■ GIVEN TASK
In the material below, find all lines with the string "this" and copy them.

'''

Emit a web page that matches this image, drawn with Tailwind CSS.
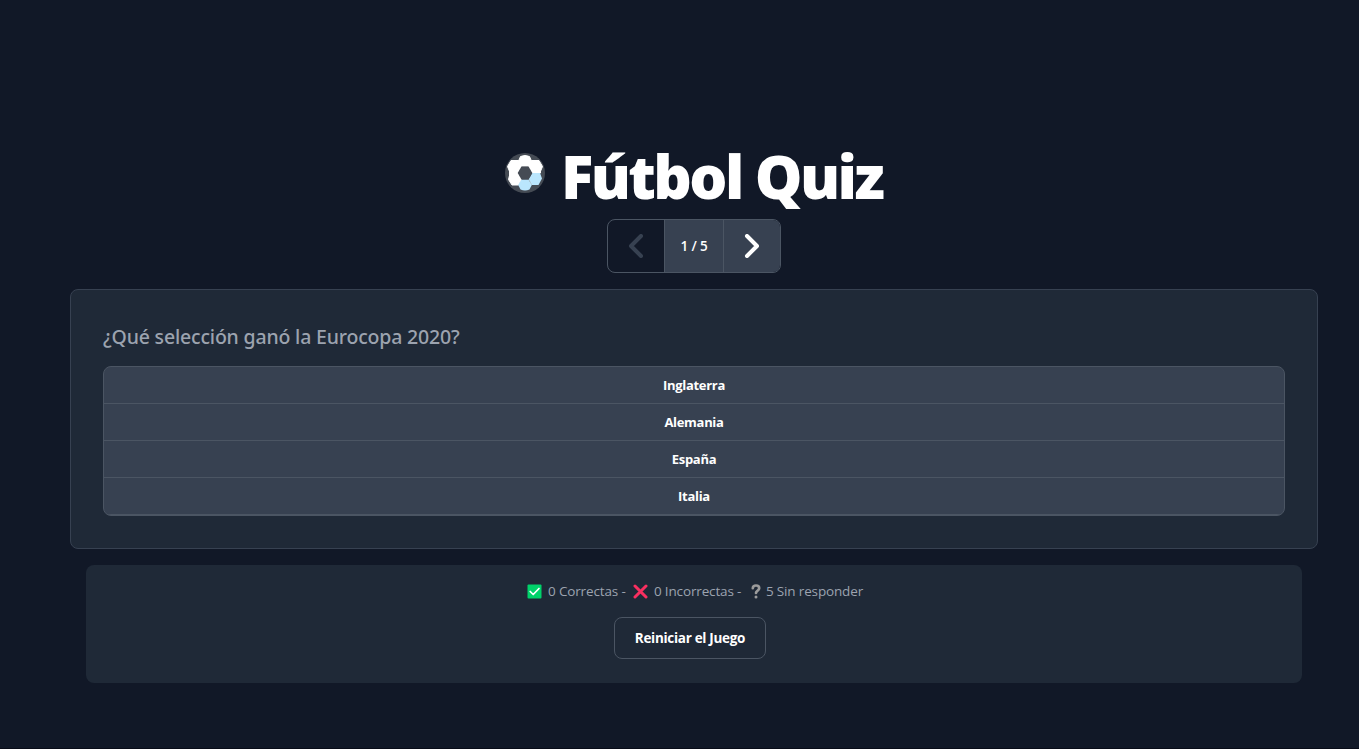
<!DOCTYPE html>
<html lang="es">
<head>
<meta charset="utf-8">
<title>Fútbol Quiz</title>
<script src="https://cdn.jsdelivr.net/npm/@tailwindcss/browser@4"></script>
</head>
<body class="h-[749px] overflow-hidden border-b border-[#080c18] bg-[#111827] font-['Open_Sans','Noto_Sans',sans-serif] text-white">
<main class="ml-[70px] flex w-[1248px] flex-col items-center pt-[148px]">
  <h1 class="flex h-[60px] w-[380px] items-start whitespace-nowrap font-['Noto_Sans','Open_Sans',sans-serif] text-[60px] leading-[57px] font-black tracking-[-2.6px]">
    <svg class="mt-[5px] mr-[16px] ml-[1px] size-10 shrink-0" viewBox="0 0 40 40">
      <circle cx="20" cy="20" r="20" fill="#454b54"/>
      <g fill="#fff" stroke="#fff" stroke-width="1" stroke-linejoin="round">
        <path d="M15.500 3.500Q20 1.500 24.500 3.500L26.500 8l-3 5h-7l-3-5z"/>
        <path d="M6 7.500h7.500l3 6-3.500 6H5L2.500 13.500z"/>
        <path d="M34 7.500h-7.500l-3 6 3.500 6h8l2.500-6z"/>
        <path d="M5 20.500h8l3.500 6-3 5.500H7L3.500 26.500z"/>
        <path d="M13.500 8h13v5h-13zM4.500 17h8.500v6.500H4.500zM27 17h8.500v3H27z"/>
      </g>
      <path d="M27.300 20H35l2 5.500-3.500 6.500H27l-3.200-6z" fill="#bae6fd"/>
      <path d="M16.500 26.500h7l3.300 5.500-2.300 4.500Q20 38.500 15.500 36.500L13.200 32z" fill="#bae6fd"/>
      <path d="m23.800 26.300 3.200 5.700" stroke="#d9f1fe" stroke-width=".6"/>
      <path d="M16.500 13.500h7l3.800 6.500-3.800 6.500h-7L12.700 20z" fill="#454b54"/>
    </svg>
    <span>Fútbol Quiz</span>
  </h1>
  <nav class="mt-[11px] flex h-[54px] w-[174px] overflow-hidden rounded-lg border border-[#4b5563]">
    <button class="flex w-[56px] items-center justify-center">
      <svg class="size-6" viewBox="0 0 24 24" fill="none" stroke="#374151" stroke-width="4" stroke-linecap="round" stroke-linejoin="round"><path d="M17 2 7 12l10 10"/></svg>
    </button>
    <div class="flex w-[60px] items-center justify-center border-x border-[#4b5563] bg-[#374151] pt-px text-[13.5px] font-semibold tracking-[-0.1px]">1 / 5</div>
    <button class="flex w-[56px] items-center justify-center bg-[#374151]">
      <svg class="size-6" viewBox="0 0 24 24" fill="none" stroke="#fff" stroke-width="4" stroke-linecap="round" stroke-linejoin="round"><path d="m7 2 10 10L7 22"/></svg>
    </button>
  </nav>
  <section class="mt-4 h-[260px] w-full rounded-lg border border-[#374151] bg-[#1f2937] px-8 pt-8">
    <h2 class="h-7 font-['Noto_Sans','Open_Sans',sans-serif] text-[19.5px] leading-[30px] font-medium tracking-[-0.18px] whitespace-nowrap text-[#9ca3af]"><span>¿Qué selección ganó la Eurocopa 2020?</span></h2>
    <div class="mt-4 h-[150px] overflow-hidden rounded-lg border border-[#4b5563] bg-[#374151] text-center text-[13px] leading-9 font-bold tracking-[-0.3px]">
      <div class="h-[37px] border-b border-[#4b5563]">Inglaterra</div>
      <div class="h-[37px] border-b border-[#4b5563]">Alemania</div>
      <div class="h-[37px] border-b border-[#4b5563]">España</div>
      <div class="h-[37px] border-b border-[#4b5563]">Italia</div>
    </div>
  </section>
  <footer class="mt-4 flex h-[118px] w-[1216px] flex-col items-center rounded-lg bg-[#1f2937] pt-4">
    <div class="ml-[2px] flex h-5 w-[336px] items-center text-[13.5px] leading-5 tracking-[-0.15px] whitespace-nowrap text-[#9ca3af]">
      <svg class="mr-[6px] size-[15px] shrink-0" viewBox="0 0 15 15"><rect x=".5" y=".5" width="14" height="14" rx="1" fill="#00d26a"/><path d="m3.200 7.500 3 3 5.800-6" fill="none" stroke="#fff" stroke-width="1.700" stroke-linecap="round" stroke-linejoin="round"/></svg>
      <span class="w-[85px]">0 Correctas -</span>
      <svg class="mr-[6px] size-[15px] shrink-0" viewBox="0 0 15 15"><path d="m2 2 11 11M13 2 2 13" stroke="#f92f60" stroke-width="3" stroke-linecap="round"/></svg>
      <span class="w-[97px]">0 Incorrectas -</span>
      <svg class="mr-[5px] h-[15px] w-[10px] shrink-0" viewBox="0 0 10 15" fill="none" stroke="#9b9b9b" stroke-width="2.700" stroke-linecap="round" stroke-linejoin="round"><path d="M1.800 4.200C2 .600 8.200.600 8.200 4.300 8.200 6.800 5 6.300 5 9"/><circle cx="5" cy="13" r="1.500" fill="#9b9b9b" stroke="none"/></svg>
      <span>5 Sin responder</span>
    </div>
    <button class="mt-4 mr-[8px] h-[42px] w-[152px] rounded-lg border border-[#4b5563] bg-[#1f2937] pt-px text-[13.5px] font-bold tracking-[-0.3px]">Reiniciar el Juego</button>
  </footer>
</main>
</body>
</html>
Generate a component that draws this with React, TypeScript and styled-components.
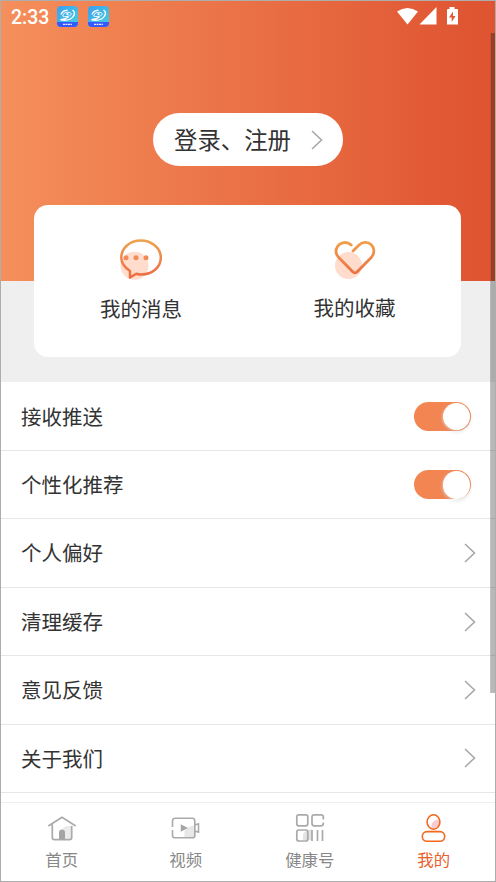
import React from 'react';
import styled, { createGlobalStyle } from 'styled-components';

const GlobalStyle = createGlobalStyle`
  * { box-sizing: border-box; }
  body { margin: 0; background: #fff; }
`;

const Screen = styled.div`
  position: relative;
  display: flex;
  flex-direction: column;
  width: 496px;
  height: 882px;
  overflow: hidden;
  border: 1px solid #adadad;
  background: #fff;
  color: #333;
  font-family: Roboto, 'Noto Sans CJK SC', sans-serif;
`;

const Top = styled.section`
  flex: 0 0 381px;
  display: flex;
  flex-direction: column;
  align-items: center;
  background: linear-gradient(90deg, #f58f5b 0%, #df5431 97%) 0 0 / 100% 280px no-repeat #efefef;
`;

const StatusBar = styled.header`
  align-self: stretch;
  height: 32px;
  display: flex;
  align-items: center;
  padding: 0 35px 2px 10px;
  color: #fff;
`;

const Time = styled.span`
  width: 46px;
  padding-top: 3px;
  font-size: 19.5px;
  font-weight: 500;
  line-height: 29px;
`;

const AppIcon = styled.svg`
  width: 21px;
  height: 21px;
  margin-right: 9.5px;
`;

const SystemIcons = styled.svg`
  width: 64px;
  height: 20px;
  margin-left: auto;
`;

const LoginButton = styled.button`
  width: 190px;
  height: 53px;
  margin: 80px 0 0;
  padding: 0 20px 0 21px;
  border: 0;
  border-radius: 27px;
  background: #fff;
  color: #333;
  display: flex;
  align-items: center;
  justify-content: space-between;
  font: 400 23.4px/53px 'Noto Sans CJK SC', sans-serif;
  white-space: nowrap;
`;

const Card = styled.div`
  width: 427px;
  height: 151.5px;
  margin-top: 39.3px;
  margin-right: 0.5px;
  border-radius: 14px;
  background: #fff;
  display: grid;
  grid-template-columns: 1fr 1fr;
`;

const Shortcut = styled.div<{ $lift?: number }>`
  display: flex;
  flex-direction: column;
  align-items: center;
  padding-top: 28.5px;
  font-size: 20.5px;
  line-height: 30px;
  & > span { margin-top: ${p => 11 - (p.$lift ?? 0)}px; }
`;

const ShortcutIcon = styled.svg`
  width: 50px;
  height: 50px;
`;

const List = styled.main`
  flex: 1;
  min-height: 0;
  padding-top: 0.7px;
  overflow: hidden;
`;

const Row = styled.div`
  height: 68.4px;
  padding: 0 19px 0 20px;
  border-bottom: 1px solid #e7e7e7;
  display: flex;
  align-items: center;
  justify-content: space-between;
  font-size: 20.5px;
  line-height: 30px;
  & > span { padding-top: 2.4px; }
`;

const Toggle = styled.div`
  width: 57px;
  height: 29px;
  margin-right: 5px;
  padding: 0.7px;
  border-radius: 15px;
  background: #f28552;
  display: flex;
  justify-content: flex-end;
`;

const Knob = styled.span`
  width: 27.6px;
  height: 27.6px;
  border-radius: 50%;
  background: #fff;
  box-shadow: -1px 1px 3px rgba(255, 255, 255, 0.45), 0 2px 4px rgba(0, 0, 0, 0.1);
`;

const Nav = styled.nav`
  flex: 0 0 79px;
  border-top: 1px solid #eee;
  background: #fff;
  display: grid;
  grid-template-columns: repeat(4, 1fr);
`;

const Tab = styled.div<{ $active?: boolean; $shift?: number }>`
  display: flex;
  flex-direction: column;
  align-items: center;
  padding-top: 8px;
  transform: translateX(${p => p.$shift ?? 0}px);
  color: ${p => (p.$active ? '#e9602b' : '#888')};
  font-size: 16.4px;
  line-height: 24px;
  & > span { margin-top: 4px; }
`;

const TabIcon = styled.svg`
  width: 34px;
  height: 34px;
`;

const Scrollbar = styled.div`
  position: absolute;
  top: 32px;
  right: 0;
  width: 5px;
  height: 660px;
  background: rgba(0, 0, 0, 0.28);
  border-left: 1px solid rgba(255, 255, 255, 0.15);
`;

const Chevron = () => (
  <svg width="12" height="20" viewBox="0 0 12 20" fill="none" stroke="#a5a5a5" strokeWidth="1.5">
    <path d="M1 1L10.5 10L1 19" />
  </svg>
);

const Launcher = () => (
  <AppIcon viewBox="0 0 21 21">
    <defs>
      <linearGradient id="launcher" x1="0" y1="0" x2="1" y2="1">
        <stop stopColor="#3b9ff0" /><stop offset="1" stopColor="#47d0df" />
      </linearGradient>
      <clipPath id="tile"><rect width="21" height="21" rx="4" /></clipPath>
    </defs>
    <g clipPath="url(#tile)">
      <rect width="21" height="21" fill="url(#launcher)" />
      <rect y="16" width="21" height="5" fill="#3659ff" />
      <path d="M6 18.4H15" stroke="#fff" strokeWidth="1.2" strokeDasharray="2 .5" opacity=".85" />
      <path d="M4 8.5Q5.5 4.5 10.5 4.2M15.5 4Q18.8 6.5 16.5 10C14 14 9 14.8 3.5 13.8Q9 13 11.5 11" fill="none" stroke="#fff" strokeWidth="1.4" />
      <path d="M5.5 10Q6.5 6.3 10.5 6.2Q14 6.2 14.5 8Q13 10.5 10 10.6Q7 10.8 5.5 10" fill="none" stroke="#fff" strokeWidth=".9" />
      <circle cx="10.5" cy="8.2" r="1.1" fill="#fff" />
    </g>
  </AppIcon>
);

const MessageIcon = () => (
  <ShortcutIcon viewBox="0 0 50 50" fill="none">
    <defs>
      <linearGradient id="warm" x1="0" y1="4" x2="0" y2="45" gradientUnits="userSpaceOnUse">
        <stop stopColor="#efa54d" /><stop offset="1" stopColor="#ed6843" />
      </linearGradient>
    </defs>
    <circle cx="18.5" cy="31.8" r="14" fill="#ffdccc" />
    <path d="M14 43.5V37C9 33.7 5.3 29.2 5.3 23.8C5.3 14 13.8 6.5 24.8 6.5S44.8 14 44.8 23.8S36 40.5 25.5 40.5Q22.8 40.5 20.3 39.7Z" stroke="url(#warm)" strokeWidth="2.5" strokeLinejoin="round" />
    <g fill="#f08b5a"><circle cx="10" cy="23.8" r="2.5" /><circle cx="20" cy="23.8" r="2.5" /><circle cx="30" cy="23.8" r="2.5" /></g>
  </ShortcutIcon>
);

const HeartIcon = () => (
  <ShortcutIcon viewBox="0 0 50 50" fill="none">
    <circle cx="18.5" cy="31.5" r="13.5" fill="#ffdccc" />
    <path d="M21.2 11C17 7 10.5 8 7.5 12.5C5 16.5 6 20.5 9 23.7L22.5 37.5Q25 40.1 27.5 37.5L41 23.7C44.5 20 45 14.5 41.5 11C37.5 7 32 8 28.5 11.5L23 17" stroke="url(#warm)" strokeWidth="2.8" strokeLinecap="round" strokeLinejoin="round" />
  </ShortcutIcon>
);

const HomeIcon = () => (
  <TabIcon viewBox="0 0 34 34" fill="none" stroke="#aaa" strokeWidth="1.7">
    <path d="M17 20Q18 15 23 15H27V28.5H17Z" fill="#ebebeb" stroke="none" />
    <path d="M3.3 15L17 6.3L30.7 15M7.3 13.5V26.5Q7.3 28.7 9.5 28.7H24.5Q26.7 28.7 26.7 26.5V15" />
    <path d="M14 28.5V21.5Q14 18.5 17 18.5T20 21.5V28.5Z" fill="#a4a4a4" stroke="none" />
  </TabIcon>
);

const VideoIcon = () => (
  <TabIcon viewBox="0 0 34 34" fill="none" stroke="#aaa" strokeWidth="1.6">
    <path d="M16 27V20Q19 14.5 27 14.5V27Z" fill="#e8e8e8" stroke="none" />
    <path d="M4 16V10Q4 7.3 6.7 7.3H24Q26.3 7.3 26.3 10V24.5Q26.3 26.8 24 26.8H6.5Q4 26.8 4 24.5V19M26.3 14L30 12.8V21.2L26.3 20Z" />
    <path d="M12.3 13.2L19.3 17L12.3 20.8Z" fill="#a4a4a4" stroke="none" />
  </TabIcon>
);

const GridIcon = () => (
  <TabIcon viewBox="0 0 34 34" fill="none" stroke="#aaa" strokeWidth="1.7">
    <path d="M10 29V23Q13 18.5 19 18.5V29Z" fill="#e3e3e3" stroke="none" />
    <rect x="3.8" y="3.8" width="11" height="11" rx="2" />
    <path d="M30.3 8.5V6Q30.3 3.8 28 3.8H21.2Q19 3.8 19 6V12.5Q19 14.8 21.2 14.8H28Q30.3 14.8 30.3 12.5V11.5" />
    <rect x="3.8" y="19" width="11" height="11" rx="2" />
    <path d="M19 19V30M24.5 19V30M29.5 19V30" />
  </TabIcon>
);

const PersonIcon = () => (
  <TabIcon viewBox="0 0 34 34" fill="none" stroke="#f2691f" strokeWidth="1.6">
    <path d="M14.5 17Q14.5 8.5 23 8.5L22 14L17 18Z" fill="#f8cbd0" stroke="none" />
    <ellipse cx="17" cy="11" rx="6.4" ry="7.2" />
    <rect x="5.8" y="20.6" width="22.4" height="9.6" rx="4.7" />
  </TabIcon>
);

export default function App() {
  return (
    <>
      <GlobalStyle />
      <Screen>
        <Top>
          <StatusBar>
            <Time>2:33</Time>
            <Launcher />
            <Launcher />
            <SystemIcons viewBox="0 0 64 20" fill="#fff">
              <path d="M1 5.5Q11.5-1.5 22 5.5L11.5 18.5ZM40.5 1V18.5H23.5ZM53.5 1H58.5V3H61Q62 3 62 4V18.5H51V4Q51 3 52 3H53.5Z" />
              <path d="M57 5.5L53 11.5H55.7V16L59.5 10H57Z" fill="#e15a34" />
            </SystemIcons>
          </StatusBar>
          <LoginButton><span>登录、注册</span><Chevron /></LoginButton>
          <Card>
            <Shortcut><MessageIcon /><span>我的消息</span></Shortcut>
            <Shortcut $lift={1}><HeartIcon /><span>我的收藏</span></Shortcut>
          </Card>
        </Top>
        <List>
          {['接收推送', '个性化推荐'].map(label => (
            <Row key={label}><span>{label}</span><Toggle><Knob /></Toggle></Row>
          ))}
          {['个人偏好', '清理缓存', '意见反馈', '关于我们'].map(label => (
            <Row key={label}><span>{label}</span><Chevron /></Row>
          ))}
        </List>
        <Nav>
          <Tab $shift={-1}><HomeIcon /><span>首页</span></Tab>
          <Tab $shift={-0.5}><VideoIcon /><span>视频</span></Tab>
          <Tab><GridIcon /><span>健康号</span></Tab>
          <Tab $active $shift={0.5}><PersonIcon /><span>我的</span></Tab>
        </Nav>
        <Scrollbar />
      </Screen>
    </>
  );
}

'''

■ WRITTEN SOLUTION
Emit a web page that matches this image, drawn with Tailwind CSS.
Generate a component that draws this with React, TypeScript and styled-components.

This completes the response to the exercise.